Stated task: Transcribe every line exactly. Leave the pictures behind.
═══ Dataset extract
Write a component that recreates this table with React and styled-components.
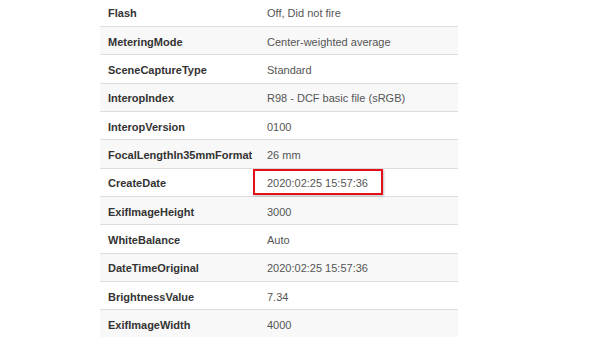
import styled, { createGlobalStyle } from 'styled-components';

const rows = [
  ['Flash', 'Off, Did not fire'],
  ['MeteringMode', 'Center-weighted average'],
  ['SceneCaptureType', 'Standard'],
  ['InteropIndex', 'R98 - DCF basic file (sRGB)'],
  ['InteropVersion', '0100'],
  ['FocalLengthIn35mmFormat', '26 mm'],
  ['CreateDate', '2020:02:25 15:57:36', true],
  ['ExifImageHeight', '3000'],
  ['WhiteBalance', 'Auto'],
  ['DateTimeOriginal', '2020:02:25 15:57:36'],
  ['BrightnessValue', '7.34'],
  ['ExifImageWidth', '4000'],
];

const App = () => {
  return (
    <Page>
      <GlobalStyle />
      <Table>
        {rows.map(([name, value, marked], i) => (
          <Row key={name} $striped={i % 2 === 1}>
            <Label>{name}</Label>
            <Value>
              {value}
              {marked && <Highlight />}
            </Value>
          </Row>
        ))}
      </Table>
    </Page>
  );
};

export default App;

const GlobalStyle = createGlobalStyle`
  html, body {
    margin: 0;
    padding: 0;
    background: #fff;
    overflow: hidden;
  }
`;
const Page = styled.main`
  width: 600px;
  height: 338px;
  padding-left: 100px;
  box-sizing: border-box;
  font-family: 'Liberation Sans', Arial, sans-serif;
  font-size: 11px;
`;
const Table = styled.div`
  width: 358px;
  margin-top: -1.33px;
  display: flex;
  flex-direction: column;
`;
const Row = styled.div`
  height: 28.33px;
  display: grid;
  grid-template-columns: 159px 1fr;
  align-items: center;
  box-sizing: border-box;
  border-bottom: 1px solid #dddddd;
  background-color: ${(p) => (p.$striped ? '#f8f8f8' : '#ffffff')};
`;
const Label = styled.div`
  padding: 2px 0 0 8px;
  font-weight: bold;
  color: #333333;
  white-space: nowrap;
`;
const Value = styled.div`
  position: relative;
  height: 100%;
  display: flex;
  align-items: center;
  padding: 2px 0 0 8px;
  box-sizing: border-box;
  color: #555555;
  white-space: nowrap;
`;
const Highlight = styled.div`
  position: absolute;
  left: -6px;
  top: 0;
  width: 130px;
  height: 26px;
  box-sizing: border-box;
  border: 2px solid #e3101a;
  box-shadow: 1px 1px 2px rgba(0, 0, 0, 0.25);
`;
══════
Solution to this exercise:
Write a component that recreates this table with React and styled-components.
import styled, { createGlobalStyle } from 'styled-components';

const rows = [
  ['Flash', 'Off, Did not fire'],
  ['MeteringMode', 'Center-weighted average'],
  ['SceneCaptureType', 'Standard'],
  ['InteropIndex', 'R98 - DCF basic file (sRGB)'],
  ['InteropVersion', '0100'],
  ['FocalLengthIn35mmFormat', '26 mm'],
  ['CreateDate', '2020:02:25 15:57:36', true],
  ['ExifImageHeight', '3000'],
  ['WhiteBalance', 'Auto'],
  ['DateTimeOriginal', '2020:02:25 15:57:36'],
  ['BrightnessValue', '7.34'],
  ['ExifImageWidth', '4000'],
];

const App = () => {
  return (
    <Page>
      <GlobalStyle />
      <Table>
        {rows.map(([name, value, marked], i) => (
          <Row key={name} $striped={i % 2 === 1}>
            <Label>{name}</Label>
            <Value>
              {value}
              {marked && <Highlight />}
            </Value>
          </Row>
        ))}
      </Table>
    </Page>
  );
};

export default App;

const GlobalStyle = createGlobalStyle`
  html, body {
    margin: 0;
    padding: 0;
    background: #fff;
    overflow: hidden;
  }
`;
const Page = styled.main`
  width: 600px;
  height: 338px;
  padding-left: 100px;
  box-sizing: border-box;
  font-family: 'Liberation Sans', Arial, sans-serif;
  font-size: 11px;
`;
const Table = styled.div`
  width: 358px;
  margin-top: -1.33px;
  display: flex;
  flex-direction: column;
`;
const Row = styled.div`
  height: 28.33px;
  display: grid;
  grid-template-columns: 159px 1fr;
  align-items: center;
  box-sizing: border-box;
  border-bottom: 1px solid #dddddd;
  background-color: ${(p) => (p.$striped ? '#f8f8f8' : '#ffffff')};
`;
const Label = styled.div`
  padding: 2px 0 0 8px;
  font-weight: bold;
  color: #333333;
  white-space: nowrap;
`;
const Value = styled.div`
  position: relative;
  height: 100%;
  display: flex;
  align-items: center;
  padding: 2px 0 0 8px;
  box-sizing: border-box;
  color: #555555;
  white-space: nowrap;
`;
const Highlight = styled.div`
  position: absolute;
  left: -6px;
  top: 0;
  width: 130px;
  height: 26px;
  box-sizing: border-box;
  border: 2px solid #e3101a;
  box-shadow: 1px 1px 2px rgba(0, 0, 0, 0.25);
`;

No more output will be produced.